Undoubtedly, increasing traffic and higher closing speeds represent potential. For instance, a jet and a light twin have a closing speed of about 750 mph, and it takes a minimum of 10 seconds for a pilot to spot traffic, identify it, realize it is a collision threat, react, and have the aircraft respond, according to the FAA. But two planes converging at 750 mph will be less than 10 seconds apart when the pilots are first to detect each other!

So, what causes in-flight collisions? The most common reason, statistically, "failure of pilot to see other aircraft," which means that the see-and-avoid system broke down somewhere. In most cases, at least one of the pilots involved could have seen the other in time to avoid contact, if he or she had just been using their visual senses properly. Again, reiterating the importance of good eyesight.

Patterns of mid-air collisions

Studies of mid-air collisions reveal certain definite warning patterns. It may be surprising to learn that nearly all mid-air collisions occur during daylight hours and in VFR conditions. Perhaps not so surprising is that the majority happen within five miles of an airport, in the areas of greatest traffic concentration, and usually on warm weekend afternoons when more pilots are doing more flying. (Be sure to also read BAC’s Summer Flying Safety Review.)

Also surprising, perhaps, is the fact that the closing speed (rate at which two aircraft come together) is relatively slow — usually much slower than the airspeed of either aircraft. In fact, the majority of in-flight collisions are the result of a faster aircraft overtaking and hitting a slower plane.

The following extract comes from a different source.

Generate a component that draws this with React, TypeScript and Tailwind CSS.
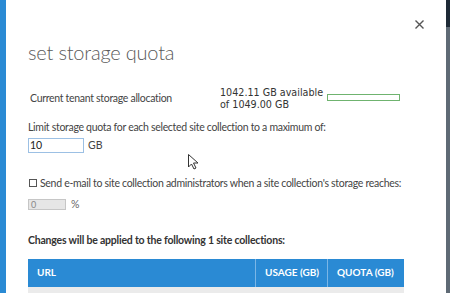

Are inexperienced pilots more likely to be involved in a mid-air collision than an older, more experienced pilot? A beginning pilot has so much to think about he may forget to look around. But on the other hand, the older pilot, having flown many uneventful flights without spotting any hazardous traffic, may grow complacent and forget to scan. No pilot is invulnerable.

Let’s take a look at what you can do to help avoid a mid-air collision.

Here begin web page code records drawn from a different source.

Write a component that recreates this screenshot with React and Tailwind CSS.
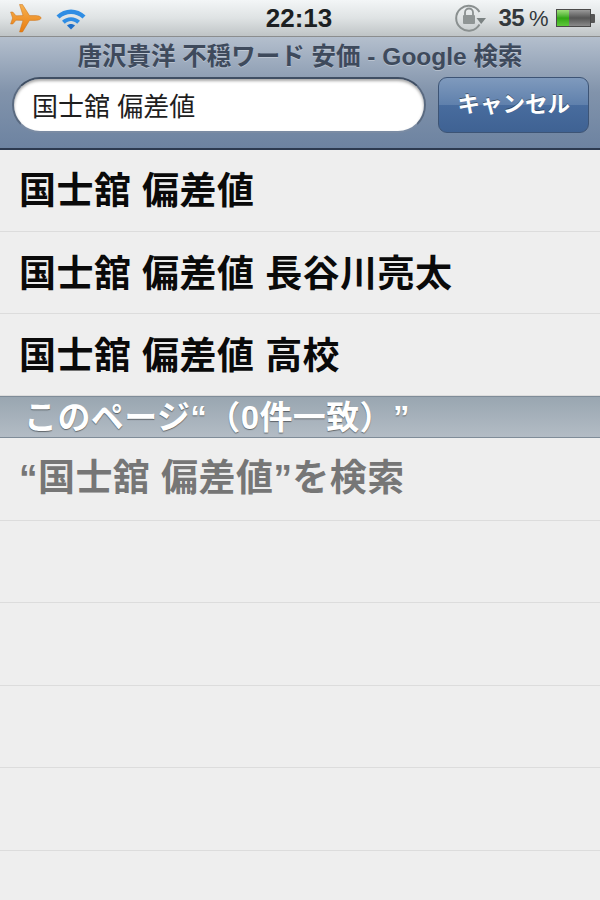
const CJK = "font-['Liberation_Sans','Noto_Sans_CJK_JP',sans-serif]";

function Row({ children, muted, h = "h-[82.6px]", pt = "" }) {
  return (
    <div className={`${h} ${pt} shrink-0 flex items-center pl-[19px] border-b border-[#dcdcdc] font-bold text-[37px] tracking-[0.45px] leading-none whitespace-nowrap ${muted ? "text-[#767676]" : "text-[#0a0a0a]"}`}>
      {children}
    </div>
  );
}

function Plane() {
  return (
    <svg width="34" height="30" viewBox="0 0 34 30" className="shrink-0">
      <defs>
        <linearGradient id="pl" x1="0" y1="0" x2="0" y2="1">
          <stop offset="0" stopColor="#f7b250" />
          <stop offset="1" stopColor="#e87c10" />
        </linearGradient>
      </defs>
      <path d="M32 15 C32 13.4 29 12.6 26 12.6 L20.5 12.6 L13.5 1.5 L10.5 1.5 L14 12.6 L7 12.8 L3.8 9 L1.6 9 L3.6 15 L1.6 21 L3.8 21 L7 17.2 L14 17.4 L10.5 29 L13.5 29 L20.5 17.4 L26 17.4 C29 17.4 32 16.6 32 15 Z" fill="url(#pl)" stroke="#c9701a" strokeWidth="0.5" />
    </svg>
  );
}

function Wifi() {
  return (
    <svg width="32" height="24" viewBox="0 0 32 24" className="shrink-0">
      <path d="M1.5 9.5 C9.5 1.5 22.5 1.5 30.5 9.5 L27.5 12.6 C21 6.5 11 6.5 4.5 12.6 Z" fill="#2f8de4" />
      <path d="M7 14.8 C12 10 20 10 25 14.8 L22.2 17.7 C18.5 14.2 13.5 14.2 9.8 17.7 Z" fill="#2f8de4" />
      <path d="M12 19.6 C14.4 17.6 17.6 17.6 20 19.6 L16 23.6 Z" fill="#1f6fc8" />
    </svg>
  );
}

function Lock() {
  return (
    <svg width="34" height="30" viewBox="0 0 34 30" className="shrink-0">
      <path d="M25.5 21.5 A12.5 12.5 0 1 1 25.5 9" fill="none" stroke="#8a9090" strokeWidth="2" />
      <path d="M22.5 15 L32 15 L27.2 21 Z" fill="#7b8282" />
      <path d="M11 12 V9.5 A4 4 0 0 1 19 9.5 V12" fill="none" stroke="#8a9090" strokeWidth="1.8" />
      <rect x="9" y="12" width="12" height="9" rx="1" fill="#8f9595" />
    </svg>
  );
}

function Battery() {
  return (
    <div className="flex items-center shrink-0">
      <div className="w-[35px] h-[18px] border border-[#4a4a4a] bg-gradient-to-b from-[#9a9a9a] via-[#555] to-[#8b8b8b] flex">
        <div className="w-[12px] h-full bg-gradient-to-b from-[#9fe07a] via-[#2fa80f] to-[#5fc83a]" />
      </div>
      <div className="w-[4px] h-[9px] bg-[#555] rounded-r-[1px]" />
    </div>
  );
}

export default function App() {
  return (
    <div className={`w-[600px] h-[900px] overflow-hidden flex flex-col bg-[#eeeeee] ${CJK}`}>
      <div className="h-[37px] shrink-0 relative flex items-center justify-between pl-[9px] pr-[5px] bg-gradient-to-b from-[#f3f6f7] via-[#dfe3e4] to-[#bfc4c6] border-b border-[#8b8d8e]">
        <div className="flex items-center gap-[12px]">
          <Plane />
          <Wifi />
        </div>
        <div className="absolute left-0 right-0 top-[3px] pr-[2px] text-center font-bold text-[26px] leading-[30px] text-[#1c1f22]">22:13</div>
        <div className="flex items-center">
          <Lock />
          <div className="ml-[11px] mr-[8px] text-[24px] leading-none text-[#33383b] whitespace-nowrap font-bold tracking-[-0.6px]">35<span className="ml-[5px] text-[22px] font-normal">%</span></div>
          <Battery />
        </div>
      </div>

      <div className="h-[113px] shrink-0 flex flex-col bg-gradient-to-b from-[#b4bfcd] via-[#8193ab] to-[#6d83a1] border-b-2 border-[#2d3a50]">
        <div className="h-[37px] pt-[3px] flex items-center justify-center text-[24.5px] font-bold text-[#3e4a5c] whitespace-nowrap leading-none [text-shadow:0_1px_0_rgba(255,255,255,0.3)]">
          唐沢貴洋 不穏ワード 安価 - Google 検索
        </div>
        <div className="flex items-center pl-[12px] pr-[11px] pt-[3px] gap-[12px]">
          <div className="w-[415px] h-[56px] rounded-[28px] bg-white border-2 border-t-[#3f4e63] border-x-[#5a6a80] border-b-[#7a8ba3] shadow-[inset_0_2px_3px_rgba(0,0,0,0.35)] flex items-center pl-[18px] pt-[3px] text-[26px] text-[#1e1e1e] whitespace-nowrap leading-none">
            国士舘 偏差値
          </div>
          <div className="w-[151px] h-[56px] rounded-[9px] border border-[#3d5475] bg-[linear-gradient(to_bottom,#7f9abd_0%,#5f80ac_50%,#486c9e_50%,#3f6293_100%)] flex items-center justify-center text-[22.5px] font-bold text-white whitespace-nowrap leading-none [text-shadow:0_-1px_0_rgba(0,0,0,0.4)]">
            キャンセル
          </div>
        </div>
      </div>

      <Row h="h-[82px]" pt="pt-[2px]">国士舘 偏差値</Row>
      <Row h="h-[82px]" pt="pt-[3px]">国士舘 偏差値 長谷川亮太</Row>
      <Row h="h-[82px]" pt="pt-[3px]">国士舘 偏差値 高校</Row>

      <div className="h-[42px] shrink-0 flex items-center pl-[24px] bg-gradient-to-b from-[#99a6b1] to-[#b3bcc5] border-t border-b border-[#7f8c98] text-[33px] tracking-[0.4px] font-bold text-white leading-none whitespace-nowrap [text-spacing-trim:space-all] [text-shadow:0_1px_1px_rgba(0,0,0,0.45)]">
        このページ“（0件一致）”
      </div>

      <Row muted>“国士舘 偏差値”を検索</Row>
      <Row> </Row>
      <Row> </Row>
      <Row> </Row>
      <Row> </Row>
    </div>
  );
}
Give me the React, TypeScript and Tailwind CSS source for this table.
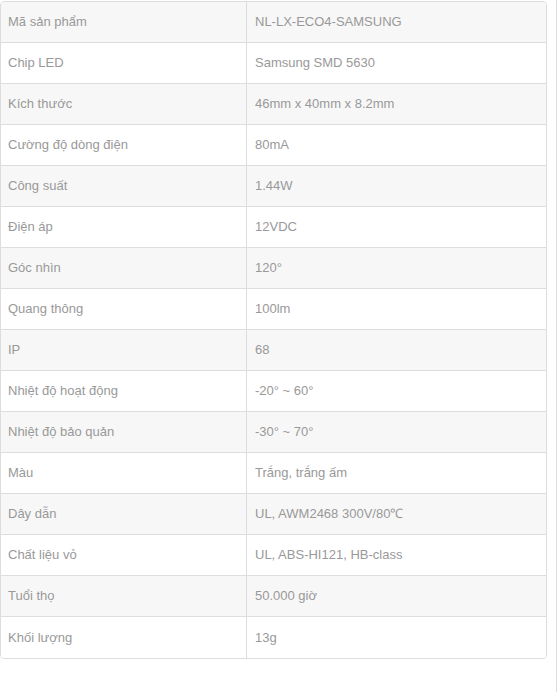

Collision avoidance checklist

Collision avoidance involves much more than good eyesight and conscientious scanning — you can be the most careful pilot in the world, and still have an in-flight collision if you neglect other important factors in the overall see-and-avoid picture. "Scan" yourself first.

Aviation safety starts with a good and honest check of your own condition. Your eyesight, and consequently your safety, depends on your mental and physical condition. Make sure you are well rested and in a good frame of mind before flying.

Plan and prepare ahead

Plan your flight well ahead of time. Have charts folded in proper sequence and within handy reach, keep your cockpit free of clutter, and be familiar with headings, frequencies, distances, etc.

Make sure windows are clean

Sounds simple, and it is. During the walk-around, make sure your windshield and other windows are clean, and keep all windows clear of obstructions, like solid sun visors and curtains.

Don’t deviate from SOP

Adhere to standard operating procedures and observe the regulations of flight, such as correct altitudes and proper pattern practices, unless faced with a safety-related emergency situation.

Avoid crowded airspaces

Avoid crowded airspace en route, such as directly over a VOR. Pass over airports at a safe altitude, being particularly careful within a 25-mile radius of busy civil fields and military airports, which have a high concentration of fast-moving jet traffic that extends to 2,500 feet above the surface.

Know your blindspots

All planes have blind spots, so know where they are in your aircraft. For example, a high wing aircraft that has a wing down in a turn blocks the area you are turning into. One other scenario with high collision potential is a faster low-wing plane overtaking and descending on a high wing on final approach.

Equip for safety

Your airplane can, in fact, help avoid collisions. Certain equipment that was once priced way above the light plane owner’s reach, now is available at reasonable cost to all aviation segments, such as high intensity strobe lights and transponders.

Speak up and listen

When approaching an airport, use your radio, as well as your eyes. If you are operating close enough to the airport in terms of altitude and location to be near traffic going to or from that airport, consider making a call to state your position, altitude and intentions.

Scan, scan, scan!

Above all else, pay attention, look where you’re going, and scan for traffic. If you adhere to SOP, keep yourself and your plane in good condition, and develop an effective scan time-sharing system, you should have no trouble avoiding in-flight collisions.